_WHAT TO WORK ON_: All the records that follow need to be reproduced exactly. Omit the images.

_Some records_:
>>>>>

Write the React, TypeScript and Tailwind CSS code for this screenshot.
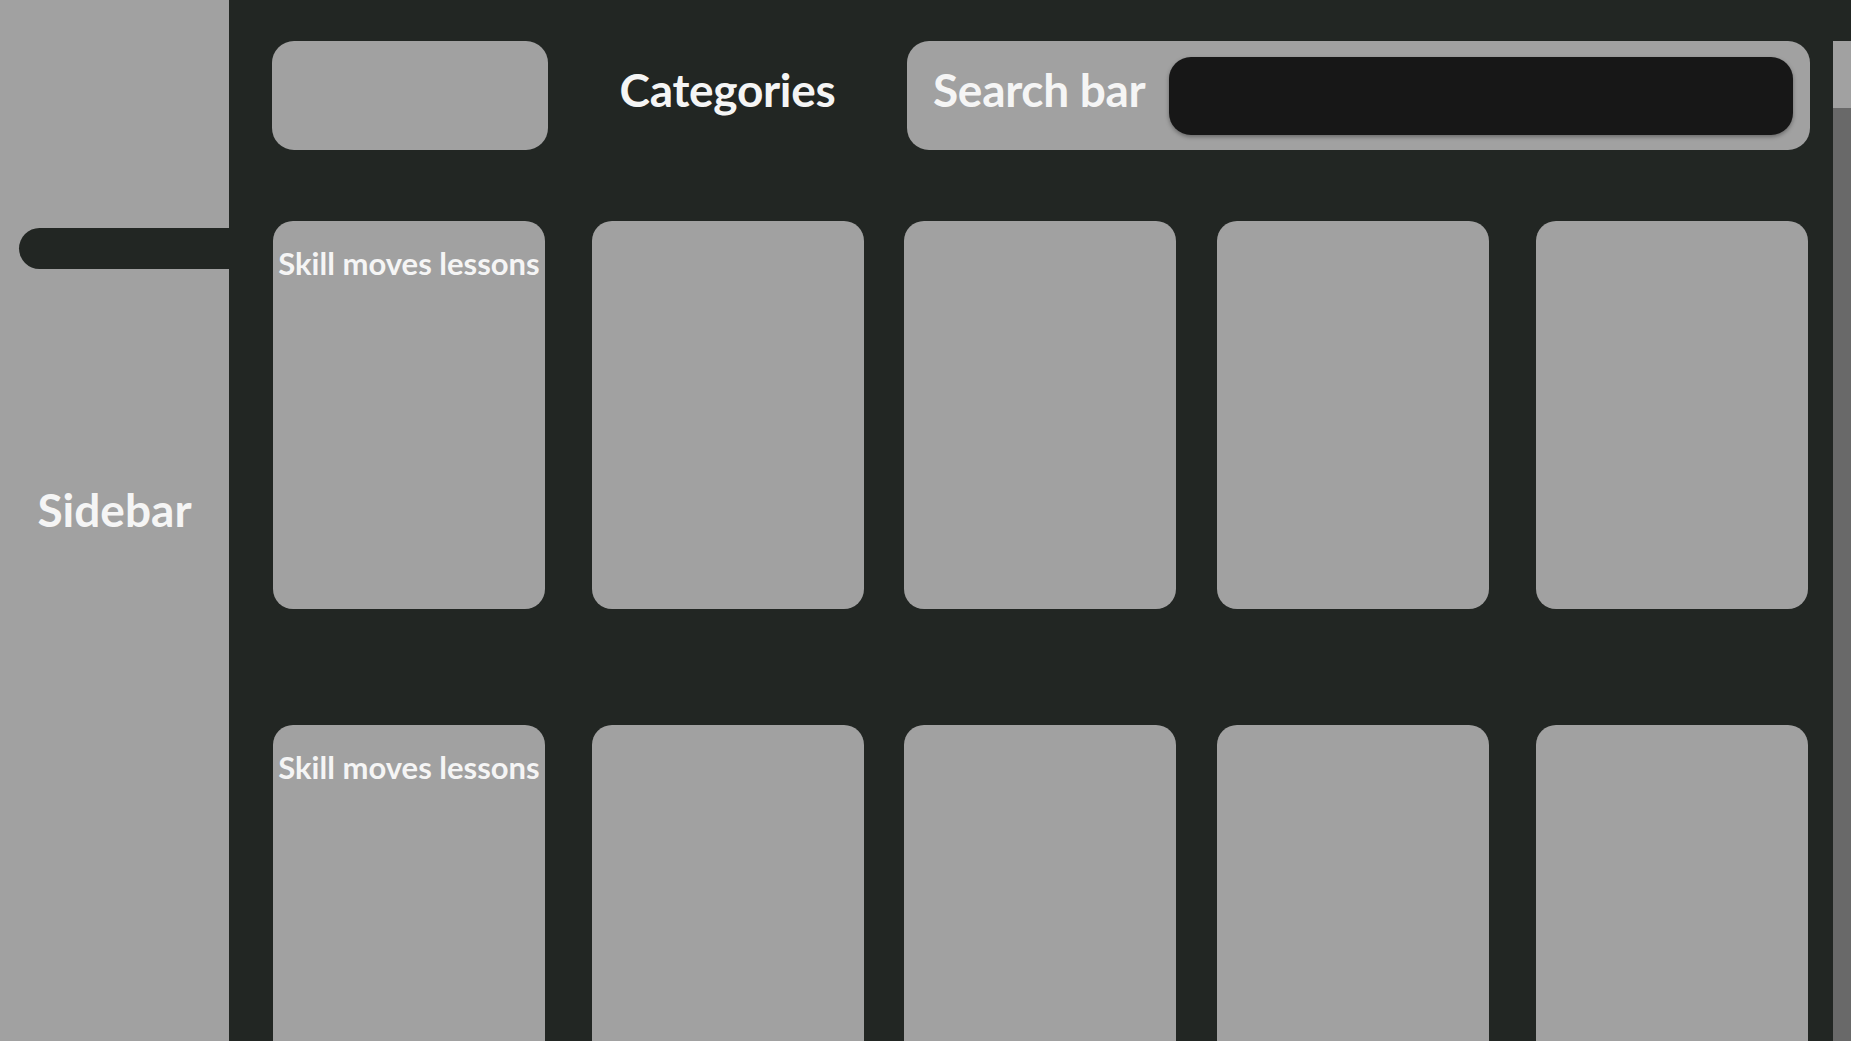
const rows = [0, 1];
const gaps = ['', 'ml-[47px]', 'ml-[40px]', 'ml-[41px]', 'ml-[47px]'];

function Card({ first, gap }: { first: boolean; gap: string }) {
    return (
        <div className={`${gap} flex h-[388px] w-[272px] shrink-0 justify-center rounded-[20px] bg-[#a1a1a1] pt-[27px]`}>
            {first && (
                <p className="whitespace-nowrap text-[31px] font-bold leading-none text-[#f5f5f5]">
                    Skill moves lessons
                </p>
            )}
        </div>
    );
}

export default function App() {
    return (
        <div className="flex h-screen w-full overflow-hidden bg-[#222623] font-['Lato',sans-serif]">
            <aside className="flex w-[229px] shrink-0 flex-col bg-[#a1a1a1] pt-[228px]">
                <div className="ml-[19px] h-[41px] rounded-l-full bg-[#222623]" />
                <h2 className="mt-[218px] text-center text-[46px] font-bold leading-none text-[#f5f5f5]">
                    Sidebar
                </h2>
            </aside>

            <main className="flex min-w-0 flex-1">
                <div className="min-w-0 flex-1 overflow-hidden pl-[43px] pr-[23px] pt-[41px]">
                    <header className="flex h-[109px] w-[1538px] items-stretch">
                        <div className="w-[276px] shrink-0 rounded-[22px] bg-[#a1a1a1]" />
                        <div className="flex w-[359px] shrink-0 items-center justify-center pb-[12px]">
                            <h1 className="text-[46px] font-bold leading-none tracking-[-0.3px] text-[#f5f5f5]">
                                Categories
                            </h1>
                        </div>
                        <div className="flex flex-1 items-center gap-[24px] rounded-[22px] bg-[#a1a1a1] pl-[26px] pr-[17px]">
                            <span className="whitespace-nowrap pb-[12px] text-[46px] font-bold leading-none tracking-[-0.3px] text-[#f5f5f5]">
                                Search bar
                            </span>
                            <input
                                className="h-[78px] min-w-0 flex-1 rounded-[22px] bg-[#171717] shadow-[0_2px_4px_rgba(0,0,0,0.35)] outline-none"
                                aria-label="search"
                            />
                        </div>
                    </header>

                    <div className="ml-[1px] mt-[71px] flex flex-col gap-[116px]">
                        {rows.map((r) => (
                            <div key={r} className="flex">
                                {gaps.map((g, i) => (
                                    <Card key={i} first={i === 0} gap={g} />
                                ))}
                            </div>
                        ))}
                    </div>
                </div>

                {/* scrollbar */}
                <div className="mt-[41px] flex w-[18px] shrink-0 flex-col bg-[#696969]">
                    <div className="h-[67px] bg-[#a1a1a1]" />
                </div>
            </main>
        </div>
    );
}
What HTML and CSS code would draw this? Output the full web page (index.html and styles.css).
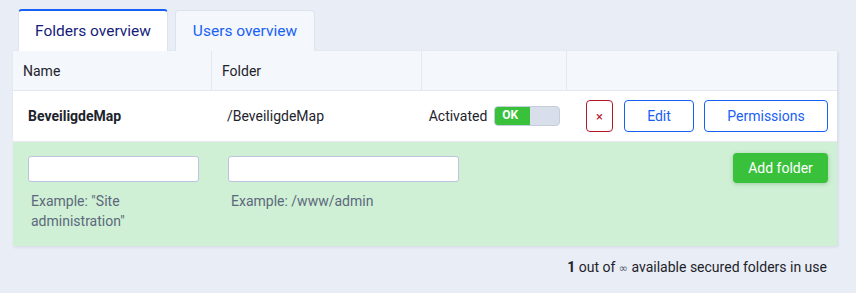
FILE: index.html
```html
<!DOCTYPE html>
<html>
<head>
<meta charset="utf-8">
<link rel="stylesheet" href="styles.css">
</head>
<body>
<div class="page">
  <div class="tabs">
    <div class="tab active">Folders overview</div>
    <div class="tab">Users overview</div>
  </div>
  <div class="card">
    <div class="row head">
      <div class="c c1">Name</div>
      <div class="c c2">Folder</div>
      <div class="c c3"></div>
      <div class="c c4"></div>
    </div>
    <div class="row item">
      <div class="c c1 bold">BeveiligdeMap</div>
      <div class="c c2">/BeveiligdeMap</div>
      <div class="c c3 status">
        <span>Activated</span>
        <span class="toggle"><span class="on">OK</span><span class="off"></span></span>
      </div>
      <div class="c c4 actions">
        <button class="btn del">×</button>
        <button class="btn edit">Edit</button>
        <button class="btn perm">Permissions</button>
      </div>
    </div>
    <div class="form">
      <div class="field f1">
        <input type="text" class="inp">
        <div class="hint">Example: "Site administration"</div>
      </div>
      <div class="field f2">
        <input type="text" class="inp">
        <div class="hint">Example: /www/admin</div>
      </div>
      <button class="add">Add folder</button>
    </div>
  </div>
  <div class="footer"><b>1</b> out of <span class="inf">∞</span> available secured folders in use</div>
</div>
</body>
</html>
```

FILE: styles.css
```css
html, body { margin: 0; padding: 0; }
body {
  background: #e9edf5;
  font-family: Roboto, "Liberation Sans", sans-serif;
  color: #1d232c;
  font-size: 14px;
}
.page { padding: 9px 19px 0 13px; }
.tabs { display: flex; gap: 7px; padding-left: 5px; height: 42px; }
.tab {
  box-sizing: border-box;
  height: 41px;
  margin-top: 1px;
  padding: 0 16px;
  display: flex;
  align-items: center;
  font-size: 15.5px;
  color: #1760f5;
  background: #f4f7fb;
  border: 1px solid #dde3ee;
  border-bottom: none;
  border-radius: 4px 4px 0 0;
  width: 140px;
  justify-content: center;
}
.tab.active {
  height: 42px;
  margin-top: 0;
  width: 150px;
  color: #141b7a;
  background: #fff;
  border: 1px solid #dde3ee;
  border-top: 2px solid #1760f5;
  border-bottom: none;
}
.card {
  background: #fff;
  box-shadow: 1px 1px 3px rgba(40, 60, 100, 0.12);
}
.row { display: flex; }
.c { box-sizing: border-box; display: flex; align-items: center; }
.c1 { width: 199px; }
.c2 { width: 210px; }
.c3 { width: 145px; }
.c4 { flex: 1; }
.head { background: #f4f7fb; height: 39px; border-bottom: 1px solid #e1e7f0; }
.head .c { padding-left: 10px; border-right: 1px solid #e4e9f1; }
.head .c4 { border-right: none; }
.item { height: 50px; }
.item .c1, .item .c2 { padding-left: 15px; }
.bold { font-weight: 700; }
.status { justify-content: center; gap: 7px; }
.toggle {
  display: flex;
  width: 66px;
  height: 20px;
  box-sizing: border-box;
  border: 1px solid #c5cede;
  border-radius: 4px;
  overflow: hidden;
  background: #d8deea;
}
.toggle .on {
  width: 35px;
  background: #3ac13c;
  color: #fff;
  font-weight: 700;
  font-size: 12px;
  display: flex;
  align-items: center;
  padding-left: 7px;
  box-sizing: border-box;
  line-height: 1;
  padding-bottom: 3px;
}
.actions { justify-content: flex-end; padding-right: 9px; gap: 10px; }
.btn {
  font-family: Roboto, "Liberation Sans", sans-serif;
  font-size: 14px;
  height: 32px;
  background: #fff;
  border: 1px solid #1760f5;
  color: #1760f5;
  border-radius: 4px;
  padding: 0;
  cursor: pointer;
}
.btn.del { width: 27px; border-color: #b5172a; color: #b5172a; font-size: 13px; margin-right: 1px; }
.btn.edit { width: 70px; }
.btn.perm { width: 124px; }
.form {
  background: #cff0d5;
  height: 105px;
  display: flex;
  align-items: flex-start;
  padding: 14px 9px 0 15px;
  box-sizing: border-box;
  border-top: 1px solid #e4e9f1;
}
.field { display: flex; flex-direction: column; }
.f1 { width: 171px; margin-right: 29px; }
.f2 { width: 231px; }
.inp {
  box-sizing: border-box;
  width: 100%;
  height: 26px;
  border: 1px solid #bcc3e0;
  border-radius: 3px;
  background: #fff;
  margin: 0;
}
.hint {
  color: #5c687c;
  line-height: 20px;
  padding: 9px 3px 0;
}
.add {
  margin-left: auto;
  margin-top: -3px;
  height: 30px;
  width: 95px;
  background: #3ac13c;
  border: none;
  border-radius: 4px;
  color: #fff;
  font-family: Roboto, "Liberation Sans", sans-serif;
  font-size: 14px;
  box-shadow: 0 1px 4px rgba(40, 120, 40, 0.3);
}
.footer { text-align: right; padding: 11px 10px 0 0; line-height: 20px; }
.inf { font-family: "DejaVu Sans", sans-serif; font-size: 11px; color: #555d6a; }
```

<<<<<

_TASK SOLUTION_:
Write the React, TypeScript and Tailwind CSS code for this screenshot.
const rows = [0, 1];
const gaps = ['', 'ml-[47px]', 'ml-[40px]', 'ml-[41px]', 'ml-[47px]'];

function Card({ first, gap }: { first: boolean; gap: string }) {
    return (
        <div className={`${gap} flex h-[388px] w-[272px] shrink-0 justify-center rounded-[20px] bg-[#a1a1a1] pt-[27px]`}>
            {first && (
                <p className="whitespace-nowrap text-[31px] font-bold leading-none text-[#f5f5f5]">
                    Skill moves lessons
                </p>
            )}
        </div>
    );
}

export default function App() {
    return (
        <div className="flex h-screen w-full overflow-hidden bg-[#222623] font-['Lato',sans-serif]">
            <aside className="flex w-[229px] shrink-0 flex-col bg-[#a1a1a1] pt-[228px]">
                <div className="ml-[19px] h-[41px] rounded-l-full bg-[#222623]" />
                <h2 className="mt-[218px] text-center text-[46px] font-bold leading-none text-[#f5f5f5]">
                    Sidebar
                </h2>
            </aside>

            <main className="flex min-w-0 flex-1">
                <div className="min-w-0 flex-1 overflow-hidden pl-[43px] pr-[23px] pt-[41px]">
                    <header className="flex h-[109px] w-[1538px] items-stretch">
                        <div className="w-[276px] shrink-0 rounded-[22px] bg-[#a1a1a1]" />
                        <div className="flex w-[359px] shrink-0 items-center justify-center pb-[12px]">
                            <h1 className="text-[46px] font-bold leading-none tracking-[-0.3px] text-[#f5f5f5]">
                                Categories
                            </h1>
                        </div>
                        <div className="flex flex-1 items-center gap-[24px] rounded-[22px] bg-[#a1a1a1] pl-[26px] pr-[17px]">
                            <span className="whitespace-nowrap pb-[12px] text-[46px] font-bold leading-none tracking-[-0.3px] text-[#f5f5f5]">
                                Search bar
                            </span>
                            <input
                                className="h-[78px] min-w-0 flex-1 rounded-[22px] bg-[#171717] shadow-[0_2px_4px_rgba(0,0,0,0.35)] outline-none"
                                aria-label="search"
                            />
                        </div>
                    </header>

                    <div className="ml-[1px] mt-[71px] flex flex-col gap-[116px]">
                        {rows.map((r) => (
                            <div key={r} className="flex">
                                {gaps.map((g, i) => (
                                    <Card key={i} first={i === 0} gap={g} />
                                ))}
                            </div>
                        ))}
                    </div>
                </div>

                {/* scrollbar */}
                <div className="mt-[41px] flex w-[18px] shrink-0 flex-col bg-[#696969]">
                    <div className="h-[67px] bg-[#a1a1a1]" />
                </div>
            </main>
        </div>
    );
}
What HTML and CSS code would draw this? Output the full web page (index.html and styles.css).
FILE: index.html
```html
<!DOCTYPE html>
<html>
<head>
<meta charset="utf-8">
<link rel="stylesheet" href="styles.css">
</head>
<body>
<div class="page">
  <div class="tabs">
    <div class="tab active">Folders overview</div>
    <div class="tab">Users overview</div>
  </div>
  <div class="card">
    <div class="row head">
      <div class="c c1">Name</div>
      <div class="c c2">Folder</div>
      <div class="c c3"></div>
      <div class="c c4"></div>
    </div>
    <div class="row item">
      <div class="c c1 bold">BeveiligdeMap</div>
      <div class="c c2">/BeveiligdeMap</div>
      <div class="c c3 status">
        <span>Activated</span>
        <span class="toggle"><span class="on">OK</span><span class="off"></span></span>
      </div>
      <div class="c c4 actions">
        <button class="btn del">×</button>
        <button class="btn edit">Edit</button>
        <button class="btn perm">Permissions</button>
      </div>
    </div>
    <div class="form">
      <div class="field f1">
        <input type="text" class="inp">
        <div class="hint">Example: "Site administration"</div>
      </div>
      <div class="field f2">
        <input type="text" class="inp">
        <div class="hint">Example: /www/admin</div>
      </div>
      <button class="add">Add folder</button>
    </div>
  </div>
  <div class="footer"><b>1</b> out of <span class="inf">∞</span> available secured folders in use</div>
</div>
</body>
</html>
```

FILE: styles.css
```css
html, body { margin: 0; padding: 0; }
body {
  background: #e9edf5;
  font-family: Roboto, "Liberation Sans", sans-serif;
  color: #1d232c;
  font-size: 14px;
}
.page { padding: 9px 19px 0 13px; }
.tabs { display: flex; gap: 7px; padding-left: 5px; height: 42px; }
.tab {
  box-sizing: border-box;
  height: 41px;
  margin-top: 1px;
  padding: 0 16px;
  display: flex;
  align-items: center;
  font-size: 15.5px;
  color: #1760f5;
  background: #f4f7fb;
  border: 1px solid #dde3ee;
  border-bottom: none;
  border-radius: 4px 4px 0 0;
  width: 140px;
  justify-content: center;
}
.tab.active {
  height: 42px;
  margin-top: 0;
  width: 150px;
  color: #141b7a;
  background: #fff;
  border: 1px solid #dde3ee;
  border-top: 2px solid #1760f5;
  border-bottom: none;
}
.card {
  background: #fff;
  box-shadow: 1px 1px 3px rgba(40, 60, 100, 0.12);
}
.row { display: flex; }
.c { box-sizing: border-box; display: flex; align-items: center; }
.c1 { width: 199px; }
.c2 { width: 210px; }
.c3 { width: 145px; }
.c4 { flex: 1; }
.head { background: #f4f7fb; height: 39px; border-bottom: 1px solid #e1e7f0; }
.head .c { padding-left: 10px; border-right: 1px solid #e4e9f1; }
.head .c4 { border-right: none; }
.item { height: 50px; }
.item .c1, .item .c2 { padding-left: 15px; }
.bold { font-weight: 700; }
.status { justify-content: center; gap: 7px; }
.toggle {
  display: flex;
  width: 66px;
  height: 20px;
  box-sizing: border-box;
  border: 1px solid #c5cede;
  border-radius: 4px;
  overflow: hidden;
  background: #d8deea;
}
.toggle .on {
  width: 35px;
  background: #3ac13c;
  color: #fff;
  font-weight: 700;
  font-size: 12px;
  display: flex;
  align-items: center;
  padding-left: 7px;
  box-sizing: border-box;
  line-height: 1;
  padding-bottom: 3px;
}
.actions { justify-content: flex-end; padding-right: 9px; gap: 10px; }
.btn {
  font-family: Roboto, "Liberation Sans", sans-serif;
  font-size: 14px;
  height: 32px;
  background: #fff;
  border: 1px solid #1760f5;
  color: #1760f5;
  border-radius: 4px;
  padding: 0;
  cursor: pointer;
}
.btn.del { width: 27px; border-color: #b5172a; color: #b5172a; font-size: 13px; margin-right: 1px; }
.btn.edit { width: 70px; }
.btn.perm { width: 124px; }
.form {
  background: #cff0d5;
  height: 105px;
  display: flex;
  align-items: flex-start;
  padding: 14px 9px 0 15px;
  box-sizing: border-box;
  border-top: 1px solid #e4e9f1;
}
.field { display: flex; flex-direction: column; }
.f1 { width: 171px; margin-right: 29px; }
.f2 { width: 231px; }
.inp {
  box-sizing: border-box;
  width: 100%;
  height: 26px;
  border: 1px solid #bcc3e0;
  border-radius: 3px;
  background: #fff;
  margin: 0;
}
.hint {
  color: #5c687c;
  line-height: 20px;
  padding: 9px 3px 0;
}
.add {
  margin-left: auto;
  margin-top: -3px;
  height: 30px;
  width: 95px;
  background: #3ac13c;
  border: none;
  border-radius: 4px;
  color: #fff;
  font-family: Roboto, "Liberation Sans", sans-serif;
  font-size: 14px;
  box-shadow: 0 1px 4px rgba(40, 120, 40, 0.3);
}
.footer { text-align: right; padding: 11px 10px 0 0; line-height: 20px; }
.inf { font-family: "DejaVu Sans", sans-serif; font-size: 11px; color: #555d6a; }
```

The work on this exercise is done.